→ Stated task:
Return all lines where the word "React" can be found.

→ Record set:
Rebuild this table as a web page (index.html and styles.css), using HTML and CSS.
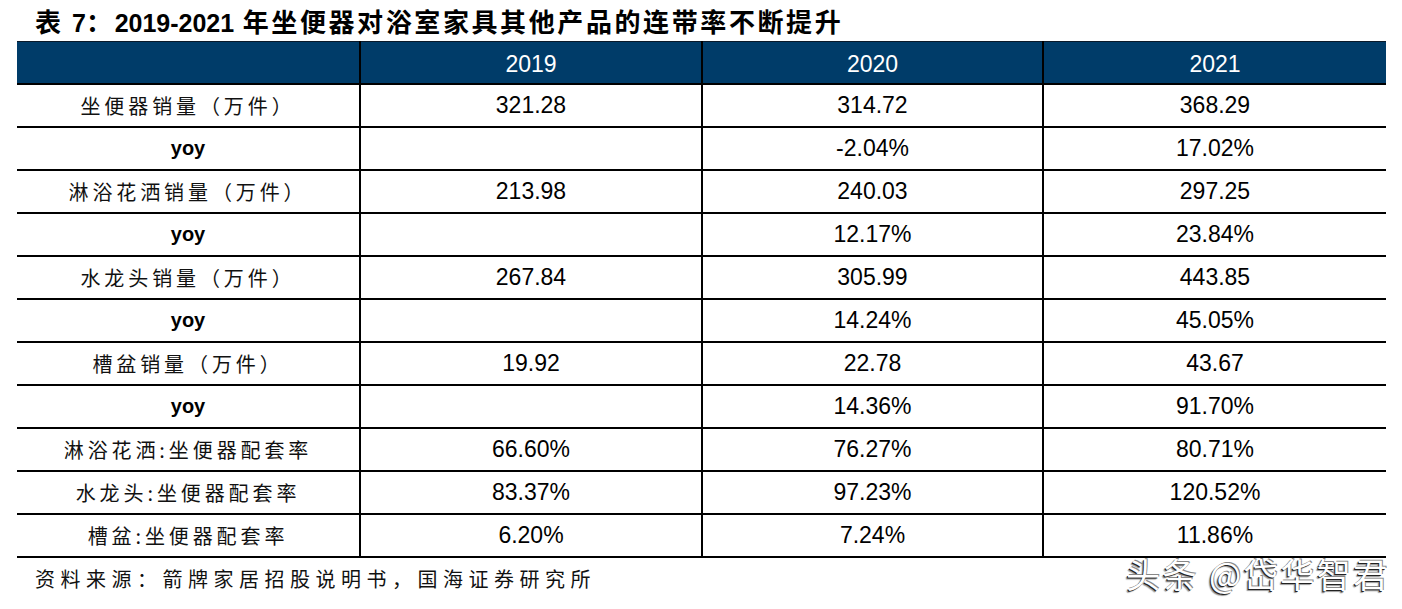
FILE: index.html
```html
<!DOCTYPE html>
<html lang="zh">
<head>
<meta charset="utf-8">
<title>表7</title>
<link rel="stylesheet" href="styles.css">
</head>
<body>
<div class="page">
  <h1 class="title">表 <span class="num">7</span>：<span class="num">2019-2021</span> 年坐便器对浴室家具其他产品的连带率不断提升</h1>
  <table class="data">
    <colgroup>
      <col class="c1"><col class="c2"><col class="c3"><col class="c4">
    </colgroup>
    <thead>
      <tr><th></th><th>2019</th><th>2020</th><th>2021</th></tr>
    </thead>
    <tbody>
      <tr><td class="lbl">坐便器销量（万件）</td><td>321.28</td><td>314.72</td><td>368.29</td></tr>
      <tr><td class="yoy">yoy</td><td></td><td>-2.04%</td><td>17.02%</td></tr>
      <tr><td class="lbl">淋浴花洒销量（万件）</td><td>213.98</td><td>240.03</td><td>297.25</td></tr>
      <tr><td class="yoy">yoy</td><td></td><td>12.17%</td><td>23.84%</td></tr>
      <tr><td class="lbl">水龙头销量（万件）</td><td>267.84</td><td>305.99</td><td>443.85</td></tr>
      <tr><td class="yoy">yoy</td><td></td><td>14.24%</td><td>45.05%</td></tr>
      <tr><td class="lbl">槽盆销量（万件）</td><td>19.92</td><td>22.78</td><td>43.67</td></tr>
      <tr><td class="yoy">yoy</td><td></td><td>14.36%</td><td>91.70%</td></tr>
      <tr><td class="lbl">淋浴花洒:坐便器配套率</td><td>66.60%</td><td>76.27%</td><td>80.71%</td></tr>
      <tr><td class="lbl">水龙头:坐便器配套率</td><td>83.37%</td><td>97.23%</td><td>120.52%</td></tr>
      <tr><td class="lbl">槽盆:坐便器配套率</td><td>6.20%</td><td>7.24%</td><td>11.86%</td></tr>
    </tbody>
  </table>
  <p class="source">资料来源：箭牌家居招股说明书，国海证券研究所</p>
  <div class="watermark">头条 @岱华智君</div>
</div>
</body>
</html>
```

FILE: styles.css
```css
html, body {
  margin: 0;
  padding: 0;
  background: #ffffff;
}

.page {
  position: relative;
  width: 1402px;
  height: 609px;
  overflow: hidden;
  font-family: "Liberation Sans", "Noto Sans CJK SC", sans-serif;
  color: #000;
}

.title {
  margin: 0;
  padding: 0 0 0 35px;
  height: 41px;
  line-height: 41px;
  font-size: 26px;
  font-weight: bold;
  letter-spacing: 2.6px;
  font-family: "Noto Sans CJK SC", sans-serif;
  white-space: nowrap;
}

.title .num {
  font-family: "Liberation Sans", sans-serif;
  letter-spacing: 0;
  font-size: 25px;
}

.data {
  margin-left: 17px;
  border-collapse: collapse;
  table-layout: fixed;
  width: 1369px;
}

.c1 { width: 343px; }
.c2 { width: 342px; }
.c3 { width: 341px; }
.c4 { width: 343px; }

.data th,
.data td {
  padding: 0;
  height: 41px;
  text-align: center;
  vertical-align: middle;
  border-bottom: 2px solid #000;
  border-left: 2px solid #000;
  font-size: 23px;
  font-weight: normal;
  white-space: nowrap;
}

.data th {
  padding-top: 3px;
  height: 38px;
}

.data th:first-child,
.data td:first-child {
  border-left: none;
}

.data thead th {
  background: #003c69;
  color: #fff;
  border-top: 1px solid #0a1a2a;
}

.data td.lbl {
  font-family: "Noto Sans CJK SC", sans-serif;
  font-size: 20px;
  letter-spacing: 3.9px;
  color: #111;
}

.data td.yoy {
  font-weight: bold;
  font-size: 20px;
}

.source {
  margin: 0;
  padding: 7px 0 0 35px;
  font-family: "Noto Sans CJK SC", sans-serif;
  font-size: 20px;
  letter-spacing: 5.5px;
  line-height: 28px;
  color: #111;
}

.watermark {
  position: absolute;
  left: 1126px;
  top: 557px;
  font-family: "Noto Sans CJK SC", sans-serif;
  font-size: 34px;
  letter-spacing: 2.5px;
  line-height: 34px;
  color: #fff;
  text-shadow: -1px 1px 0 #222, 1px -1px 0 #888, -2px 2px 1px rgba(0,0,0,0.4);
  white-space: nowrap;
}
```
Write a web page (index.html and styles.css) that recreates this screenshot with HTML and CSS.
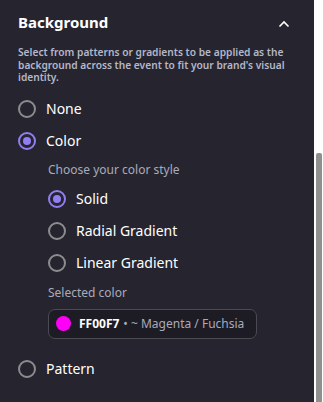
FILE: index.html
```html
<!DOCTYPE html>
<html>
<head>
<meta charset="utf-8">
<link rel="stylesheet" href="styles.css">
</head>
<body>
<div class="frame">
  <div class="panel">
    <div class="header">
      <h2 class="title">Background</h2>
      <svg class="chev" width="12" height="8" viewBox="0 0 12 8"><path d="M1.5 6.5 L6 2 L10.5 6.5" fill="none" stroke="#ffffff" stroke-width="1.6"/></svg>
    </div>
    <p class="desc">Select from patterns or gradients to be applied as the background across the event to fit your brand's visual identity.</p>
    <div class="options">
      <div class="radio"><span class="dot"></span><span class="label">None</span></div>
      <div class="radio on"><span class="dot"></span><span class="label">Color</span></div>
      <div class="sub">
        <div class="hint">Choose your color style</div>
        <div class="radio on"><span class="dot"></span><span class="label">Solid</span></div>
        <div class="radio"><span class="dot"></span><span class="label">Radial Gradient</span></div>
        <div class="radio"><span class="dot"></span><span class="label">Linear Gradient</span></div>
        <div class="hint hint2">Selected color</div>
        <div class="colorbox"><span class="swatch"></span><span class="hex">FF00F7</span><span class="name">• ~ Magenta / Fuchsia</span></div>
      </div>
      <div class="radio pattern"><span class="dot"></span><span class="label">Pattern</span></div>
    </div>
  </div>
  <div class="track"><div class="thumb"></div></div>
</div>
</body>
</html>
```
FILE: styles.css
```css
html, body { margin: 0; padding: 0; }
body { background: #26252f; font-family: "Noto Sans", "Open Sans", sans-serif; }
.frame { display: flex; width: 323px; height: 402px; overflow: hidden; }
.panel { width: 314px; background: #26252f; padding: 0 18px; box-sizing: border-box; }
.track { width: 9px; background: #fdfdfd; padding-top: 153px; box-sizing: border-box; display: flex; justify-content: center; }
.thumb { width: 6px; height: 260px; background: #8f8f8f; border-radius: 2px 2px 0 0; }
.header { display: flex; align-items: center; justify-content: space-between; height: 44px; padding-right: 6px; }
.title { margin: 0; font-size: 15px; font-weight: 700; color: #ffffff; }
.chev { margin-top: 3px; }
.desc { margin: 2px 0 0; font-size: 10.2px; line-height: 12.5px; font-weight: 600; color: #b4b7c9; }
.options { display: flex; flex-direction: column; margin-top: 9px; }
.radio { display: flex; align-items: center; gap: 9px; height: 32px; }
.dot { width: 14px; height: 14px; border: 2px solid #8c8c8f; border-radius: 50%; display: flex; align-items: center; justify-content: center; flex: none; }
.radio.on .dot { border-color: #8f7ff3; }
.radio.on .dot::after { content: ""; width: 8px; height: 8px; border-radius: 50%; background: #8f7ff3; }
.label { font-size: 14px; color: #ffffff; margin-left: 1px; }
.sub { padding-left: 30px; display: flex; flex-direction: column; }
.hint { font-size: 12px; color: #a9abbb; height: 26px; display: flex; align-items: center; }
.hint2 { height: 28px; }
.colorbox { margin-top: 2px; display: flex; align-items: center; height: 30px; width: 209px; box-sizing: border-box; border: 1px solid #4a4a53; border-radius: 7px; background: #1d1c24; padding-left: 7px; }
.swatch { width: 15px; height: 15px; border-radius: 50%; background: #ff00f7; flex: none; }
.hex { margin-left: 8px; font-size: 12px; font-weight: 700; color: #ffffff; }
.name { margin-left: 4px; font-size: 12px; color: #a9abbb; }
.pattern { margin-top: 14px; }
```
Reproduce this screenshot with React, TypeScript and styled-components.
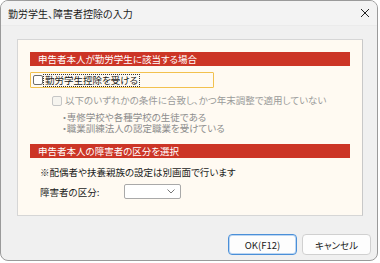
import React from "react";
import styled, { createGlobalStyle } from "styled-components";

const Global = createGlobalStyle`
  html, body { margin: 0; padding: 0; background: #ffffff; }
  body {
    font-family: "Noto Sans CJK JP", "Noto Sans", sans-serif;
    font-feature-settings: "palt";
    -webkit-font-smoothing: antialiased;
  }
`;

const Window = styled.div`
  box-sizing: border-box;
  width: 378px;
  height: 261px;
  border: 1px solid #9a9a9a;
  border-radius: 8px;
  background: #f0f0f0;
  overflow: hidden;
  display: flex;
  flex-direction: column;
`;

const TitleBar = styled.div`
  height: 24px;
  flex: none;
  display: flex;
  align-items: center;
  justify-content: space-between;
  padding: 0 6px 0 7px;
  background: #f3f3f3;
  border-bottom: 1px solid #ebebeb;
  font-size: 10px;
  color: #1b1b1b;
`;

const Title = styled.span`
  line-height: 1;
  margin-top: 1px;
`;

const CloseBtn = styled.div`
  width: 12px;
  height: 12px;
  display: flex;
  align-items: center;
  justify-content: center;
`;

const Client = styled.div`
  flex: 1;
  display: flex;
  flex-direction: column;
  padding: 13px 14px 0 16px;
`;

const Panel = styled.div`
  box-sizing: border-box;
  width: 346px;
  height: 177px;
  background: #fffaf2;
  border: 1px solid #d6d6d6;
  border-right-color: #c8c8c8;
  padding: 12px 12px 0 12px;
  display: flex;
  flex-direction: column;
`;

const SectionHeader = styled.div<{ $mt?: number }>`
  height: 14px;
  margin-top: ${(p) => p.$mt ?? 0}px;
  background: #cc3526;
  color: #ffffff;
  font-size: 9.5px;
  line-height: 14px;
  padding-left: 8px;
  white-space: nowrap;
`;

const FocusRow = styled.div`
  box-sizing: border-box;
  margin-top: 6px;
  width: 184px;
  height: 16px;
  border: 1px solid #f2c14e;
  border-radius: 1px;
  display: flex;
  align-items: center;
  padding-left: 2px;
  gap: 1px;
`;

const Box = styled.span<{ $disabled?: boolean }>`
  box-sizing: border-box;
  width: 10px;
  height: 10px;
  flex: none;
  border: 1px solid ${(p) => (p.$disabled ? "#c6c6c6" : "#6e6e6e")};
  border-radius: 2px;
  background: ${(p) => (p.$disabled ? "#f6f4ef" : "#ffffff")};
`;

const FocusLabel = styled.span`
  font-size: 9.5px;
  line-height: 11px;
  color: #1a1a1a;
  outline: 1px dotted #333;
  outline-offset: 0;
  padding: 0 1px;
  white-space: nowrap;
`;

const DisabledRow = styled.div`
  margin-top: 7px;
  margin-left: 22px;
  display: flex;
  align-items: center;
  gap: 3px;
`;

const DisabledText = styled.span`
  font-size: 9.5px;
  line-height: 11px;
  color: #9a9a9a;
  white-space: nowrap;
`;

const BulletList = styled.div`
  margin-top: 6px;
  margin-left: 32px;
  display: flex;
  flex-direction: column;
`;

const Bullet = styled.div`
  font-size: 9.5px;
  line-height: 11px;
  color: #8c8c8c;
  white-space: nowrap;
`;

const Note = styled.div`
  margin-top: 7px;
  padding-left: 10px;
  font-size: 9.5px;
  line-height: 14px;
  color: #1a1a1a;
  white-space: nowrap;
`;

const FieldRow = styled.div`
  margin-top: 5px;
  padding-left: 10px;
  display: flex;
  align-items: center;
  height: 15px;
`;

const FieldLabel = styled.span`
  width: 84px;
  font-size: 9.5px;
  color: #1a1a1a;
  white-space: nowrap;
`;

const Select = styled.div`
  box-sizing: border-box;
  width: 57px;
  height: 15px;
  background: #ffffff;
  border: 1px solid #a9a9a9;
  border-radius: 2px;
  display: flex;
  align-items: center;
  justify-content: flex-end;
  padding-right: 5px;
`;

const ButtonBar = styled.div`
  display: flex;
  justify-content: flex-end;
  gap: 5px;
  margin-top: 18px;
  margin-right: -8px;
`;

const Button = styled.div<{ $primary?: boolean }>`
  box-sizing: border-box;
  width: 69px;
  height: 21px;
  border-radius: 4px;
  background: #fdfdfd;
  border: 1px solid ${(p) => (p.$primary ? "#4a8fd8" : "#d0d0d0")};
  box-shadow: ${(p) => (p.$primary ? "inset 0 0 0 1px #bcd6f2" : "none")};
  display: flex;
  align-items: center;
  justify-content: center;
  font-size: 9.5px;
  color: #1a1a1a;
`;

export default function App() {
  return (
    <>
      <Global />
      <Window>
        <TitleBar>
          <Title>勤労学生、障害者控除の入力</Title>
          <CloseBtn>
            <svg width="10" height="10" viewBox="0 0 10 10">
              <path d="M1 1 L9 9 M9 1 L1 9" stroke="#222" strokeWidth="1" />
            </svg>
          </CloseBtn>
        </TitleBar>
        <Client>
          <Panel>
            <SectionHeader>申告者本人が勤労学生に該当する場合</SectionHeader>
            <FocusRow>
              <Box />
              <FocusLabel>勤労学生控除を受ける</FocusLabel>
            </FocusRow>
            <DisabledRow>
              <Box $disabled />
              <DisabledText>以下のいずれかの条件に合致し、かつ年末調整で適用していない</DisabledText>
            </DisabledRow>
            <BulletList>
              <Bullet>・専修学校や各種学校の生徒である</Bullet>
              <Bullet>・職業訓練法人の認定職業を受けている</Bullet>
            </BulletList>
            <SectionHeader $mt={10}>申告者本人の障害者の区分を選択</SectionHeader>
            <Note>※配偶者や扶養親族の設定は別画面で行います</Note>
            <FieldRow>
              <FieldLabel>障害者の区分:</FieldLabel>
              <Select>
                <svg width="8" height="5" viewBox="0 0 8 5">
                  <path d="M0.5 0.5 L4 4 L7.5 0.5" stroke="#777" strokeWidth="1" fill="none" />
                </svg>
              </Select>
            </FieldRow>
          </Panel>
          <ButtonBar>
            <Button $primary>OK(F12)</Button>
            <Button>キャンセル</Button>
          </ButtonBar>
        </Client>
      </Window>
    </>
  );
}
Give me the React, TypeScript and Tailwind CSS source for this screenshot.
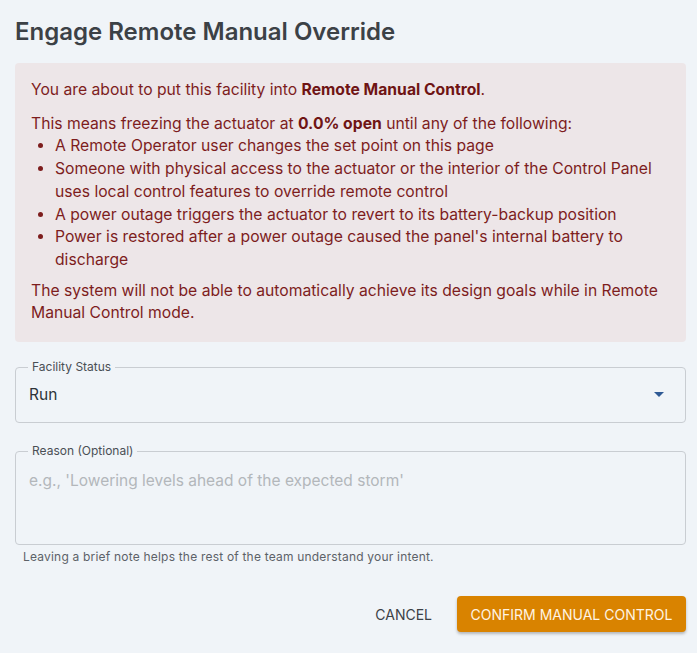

→ Full solution:
Reproduce this screenshot with React, TypeScript and styled-components.
import React from "react";
Give me the React, TypeScript and Tailwind CSS source for this screenshot.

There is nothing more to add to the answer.